No tempo livre, eles percorreram Concepción, onde não encontraram “nada de notável” e confirmaram que, ao atravessar o rio Bío-Bío, o mais importante da cidade, “não há possessões espanholas, pois ali vivem os araucanos [termo pejorativo para os mapuches usado pelos espanhóis]”. O dado é relevante, pois se trata de um povo indígena que travava guerra contra os espanhóis desde a época da Conquista e resistiu sem ser dominado.
“O Chile é um país muito agradável onde quase sempre reina uma primavera eterna”, escreveu Kotzebue.
Por fim, os tripulantes do Rurik retomaram a viagem e no dia 28 de março chegaram à Ilha de Páscoa, para ver os moais — estátuas monolíticas sobre as quais já falavam os exploradores anteriores. No entanto, encontraram apenas “uma pilha de pedras quebradas em volta do seu pedestal”.
Kotzebue culpou injustamente os europeus, que, segundo ele, depois de confrontarem os habitantes da Ilha da Páscoa, destruíram essas relíquias em retaliação. Os moais, porém, estavam em outro ponto da ilha.
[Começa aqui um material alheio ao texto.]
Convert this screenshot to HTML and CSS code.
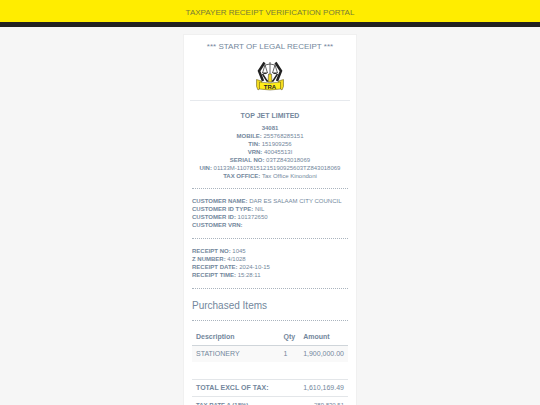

Depois do episódio, reiniciaram a viagem em direção aos territórios então russos na América do Norte: Alasca e Fortaleza de Ross. Em 1823, o intrépido Kotzebue completou uma terceira expedição que o levou de volta ao Chile, já um país independente na época. O explorador morreu em 15 de fevereiro de 1846 em sua cidade natal, Reval (atual Tallinn), a capital da Estônia.